Dans le débat sur les retraites qui s’ouvre et qui va se poursuivre avec les partenaires sociaux, nous voulons à ce stade, sans préjuger des conclusions tirés du rapport Moreau, souligner certains points. Aucune réforme ne sera possible si l’on ne traite pas en amont la question des seniors. Aujourd’hui 2/3 des salariés qui liquident leurs pensions ne sont pas en activité en raison du chômage ou de problèmes de santé. Il est temps que la France conduise une politique de « vieillissement actif » à l’instar de ce que la Finlande a entamé dans les années 90 dans une logique tripartite Etat /Entreprises/Organisations syndicales. Il est nécessaire, bien sûr, de compenser les différences d’espérance de vie entre les catégories sociales dans une logique de justice, mais il faut songer, pour l’avenir, à réduire ces écarts par des politiques volontaristes et efficaces de prévention et d’amélioration des conditions de travail. C’est un enjeu clé pour un pays qui vieillit.

En matière de formation professionnelle, nous devons conduire un effort sans précédent d’élévation des compétences pour les demandeurs d’emploi et les personnes en activité. Aujourd’hui, seulement 10% des chômeurs bénéficient d’une formation. Pour préparer l’avenir dans une économie d’innovation et dans une logique de montée en gamme des produits et des services, nous avons aussi besoin de plus de technologies et de traitement de l’information pour produire au plus juste dans une logique de performance globale. Pour cela, il est indispensable de disposer de salariés de mieux en mieux formés et de cadres capables d’accompagner le développement des PME. L’enjeu à moyen terme est clair : rompre avec la spirale d’une économie de bas salaires qui nous met à la merci d’une concurrence accrue par les coûts.

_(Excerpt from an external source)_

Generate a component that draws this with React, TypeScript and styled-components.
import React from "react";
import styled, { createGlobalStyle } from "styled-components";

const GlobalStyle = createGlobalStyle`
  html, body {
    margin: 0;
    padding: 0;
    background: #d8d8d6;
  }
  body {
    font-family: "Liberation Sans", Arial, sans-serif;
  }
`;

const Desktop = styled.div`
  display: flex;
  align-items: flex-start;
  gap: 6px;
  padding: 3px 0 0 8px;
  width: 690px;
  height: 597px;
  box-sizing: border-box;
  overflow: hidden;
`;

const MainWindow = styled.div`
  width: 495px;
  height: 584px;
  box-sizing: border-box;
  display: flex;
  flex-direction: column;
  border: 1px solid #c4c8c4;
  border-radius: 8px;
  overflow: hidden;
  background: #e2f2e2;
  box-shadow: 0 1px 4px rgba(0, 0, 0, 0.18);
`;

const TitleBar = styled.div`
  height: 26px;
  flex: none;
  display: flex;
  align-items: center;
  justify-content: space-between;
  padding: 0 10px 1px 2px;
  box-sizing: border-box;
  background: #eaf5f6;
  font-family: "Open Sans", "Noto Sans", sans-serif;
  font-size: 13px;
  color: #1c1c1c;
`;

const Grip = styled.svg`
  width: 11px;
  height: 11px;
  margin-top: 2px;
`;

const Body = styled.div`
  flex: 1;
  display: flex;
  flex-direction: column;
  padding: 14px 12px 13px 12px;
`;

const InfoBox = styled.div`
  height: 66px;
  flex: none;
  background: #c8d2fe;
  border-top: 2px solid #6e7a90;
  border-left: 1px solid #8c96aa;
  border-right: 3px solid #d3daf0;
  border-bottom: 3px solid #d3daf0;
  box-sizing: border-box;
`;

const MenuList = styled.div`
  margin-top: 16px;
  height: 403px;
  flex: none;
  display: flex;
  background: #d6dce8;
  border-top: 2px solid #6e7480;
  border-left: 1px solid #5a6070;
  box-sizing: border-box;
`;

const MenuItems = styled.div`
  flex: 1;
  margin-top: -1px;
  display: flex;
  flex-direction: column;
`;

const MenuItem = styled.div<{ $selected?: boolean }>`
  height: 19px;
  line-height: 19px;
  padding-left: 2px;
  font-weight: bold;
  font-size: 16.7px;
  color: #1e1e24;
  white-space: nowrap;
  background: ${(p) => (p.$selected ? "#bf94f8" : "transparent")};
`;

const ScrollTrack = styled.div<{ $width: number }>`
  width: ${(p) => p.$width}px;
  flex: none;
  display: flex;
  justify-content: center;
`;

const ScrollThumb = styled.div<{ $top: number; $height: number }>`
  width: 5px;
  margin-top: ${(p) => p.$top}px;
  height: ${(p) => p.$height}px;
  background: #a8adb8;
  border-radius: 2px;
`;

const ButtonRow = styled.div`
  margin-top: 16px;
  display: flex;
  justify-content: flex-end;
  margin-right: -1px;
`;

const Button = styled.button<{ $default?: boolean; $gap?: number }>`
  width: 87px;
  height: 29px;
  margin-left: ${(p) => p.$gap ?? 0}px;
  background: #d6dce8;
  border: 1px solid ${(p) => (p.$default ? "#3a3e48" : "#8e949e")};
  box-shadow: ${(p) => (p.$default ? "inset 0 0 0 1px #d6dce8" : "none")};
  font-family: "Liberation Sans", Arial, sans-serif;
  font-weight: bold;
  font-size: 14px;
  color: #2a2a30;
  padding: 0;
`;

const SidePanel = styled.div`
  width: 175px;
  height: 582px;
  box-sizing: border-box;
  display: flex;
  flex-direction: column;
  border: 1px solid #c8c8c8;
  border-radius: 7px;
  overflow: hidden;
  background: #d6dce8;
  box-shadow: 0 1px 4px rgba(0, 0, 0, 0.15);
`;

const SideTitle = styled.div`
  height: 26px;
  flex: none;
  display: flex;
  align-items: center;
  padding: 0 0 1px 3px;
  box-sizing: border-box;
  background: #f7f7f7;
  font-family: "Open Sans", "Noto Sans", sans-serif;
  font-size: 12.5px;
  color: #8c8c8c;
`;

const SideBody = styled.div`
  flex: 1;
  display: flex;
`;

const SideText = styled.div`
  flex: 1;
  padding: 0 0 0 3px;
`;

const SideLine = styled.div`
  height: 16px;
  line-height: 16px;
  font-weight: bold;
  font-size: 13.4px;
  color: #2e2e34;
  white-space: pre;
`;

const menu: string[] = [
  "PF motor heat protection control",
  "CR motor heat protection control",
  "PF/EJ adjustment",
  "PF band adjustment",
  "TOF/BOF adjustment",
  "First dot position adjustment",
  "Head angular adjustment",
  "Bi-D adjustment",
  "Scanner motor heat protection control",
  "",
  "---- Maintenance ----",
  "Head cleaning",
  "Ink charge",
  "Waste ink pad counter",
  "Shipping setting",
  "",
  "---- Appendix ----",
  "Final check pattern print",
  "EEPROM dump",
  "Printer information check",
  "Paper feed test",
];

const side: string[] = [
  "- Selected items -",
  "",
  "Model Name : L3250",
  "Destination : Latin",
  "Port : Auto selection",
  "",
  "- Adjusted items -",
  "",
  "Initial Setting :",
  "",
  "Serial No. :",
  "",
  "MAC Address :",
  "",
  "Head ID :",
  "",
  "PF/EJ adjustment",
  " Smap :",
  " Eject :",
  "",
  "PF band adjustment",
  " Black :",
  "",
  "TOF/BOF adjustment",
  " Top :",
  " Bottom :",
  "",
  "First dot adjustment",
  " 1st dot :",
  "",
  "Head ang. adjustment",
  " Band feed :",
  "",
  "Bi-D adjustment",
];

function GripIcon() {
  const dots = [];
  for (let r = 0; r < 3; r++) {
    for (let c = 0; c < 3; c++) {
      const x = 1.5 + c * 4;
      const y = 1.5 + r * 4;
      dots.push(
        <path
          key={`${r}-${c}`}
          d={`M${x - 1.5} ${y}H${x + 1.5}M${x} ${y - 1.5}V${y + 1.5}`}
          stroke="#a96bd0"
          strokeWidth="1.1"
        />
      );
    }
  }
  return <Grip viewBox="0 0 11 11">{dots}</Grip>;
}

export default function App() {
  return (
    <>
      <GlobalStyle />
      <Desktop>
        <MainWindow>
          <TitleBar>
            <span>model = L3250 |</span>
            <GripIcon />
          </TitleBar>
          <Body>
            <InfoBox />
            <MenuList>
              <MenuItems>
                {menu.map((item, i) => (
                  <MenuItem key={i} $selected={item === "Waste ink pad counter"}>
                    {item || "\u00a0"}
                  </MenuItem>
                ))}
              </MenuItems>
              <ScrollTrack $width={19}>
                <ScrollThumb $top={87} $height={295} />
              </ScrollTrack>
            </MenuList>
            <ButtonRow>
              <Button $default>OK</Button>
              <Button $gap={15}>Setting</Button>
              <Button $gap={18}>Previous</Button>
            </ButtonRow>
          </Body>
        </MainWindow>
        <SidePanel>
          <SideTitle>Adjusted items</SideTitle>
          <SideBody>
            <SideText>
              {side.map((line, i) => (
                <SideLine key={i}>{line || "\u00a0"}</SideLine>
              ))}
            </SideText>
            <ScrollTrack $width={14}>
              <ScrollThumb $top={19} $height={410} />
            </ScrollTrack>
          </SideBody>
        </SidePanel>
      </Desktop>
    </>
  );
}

Le travail sur les filières d’avenir ne pourra se dispenser d’une réflexion sur les métiers et les savoirs-faire disponibles, en ayant à l’esprit qu’il n’y a pas d’industrie condamnée mais seulement des process obsolètes et des produits peu adaptés. L’expérience actuelle de relocalisation d’activité de production de chaussures à Romans nous montre comment concilier modernité et tradition, innovation et ancrage territorial.

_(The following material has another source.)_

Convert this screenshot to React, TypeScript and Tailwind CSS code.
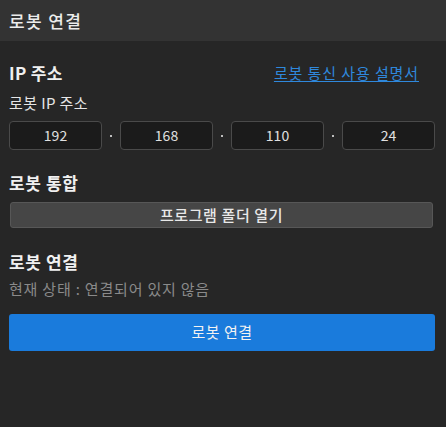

L’amélioration des conditions de travail reste souvent un angle mort des politiques d’entreprises alors qu’elle peut contribuer à la fois à améliorer la compétitivité et la santé des salariés. Aujourd’hui, le travail change (développement du numérique, travail à distance, obsolescence des frontières entre organisations) et les attentes des populations au travail évoluent : équilibre vie professionnelle / vie privée, besoin de reconnaissance, développement du travail féminin. Nous plaidons pour une articulation plus étroite des obligations en matière de pénibilité, d’égalité professionnelle, de prévention des risques psychosociaux, de seniors, de qualité de vie au travail. L’enjeu est de favoriser le développement d’organisations de travail à la fois plus réactives et plus favorables à la santé des salariés, notamment des personnes en fin de carrière. Cela passe par plus d’autonomie, de responsabilité, d’initiative et de confiance. L’économie d’innovation dans laquelle nous sommes plongés sera bridée si les blocages bureaucratiques persistent et si le rôle du management intermédiaire n’évolue pas vers plus soutien, d’appui, d’écoute réelle des difficultés. Il faudra aussi relancer l’expression des salariés en se démarquant des années 80, quand on traitait séparément les enjeux de conditions de travail dans les groupes d’expression et les enjeux de productivité dans les cercles de qualité.

Dans cette période de doute et de crise, nous devons adresser un message d’espoir au monde du travail. Il est temps ensemble de redresser la France dans une perspective de progrès.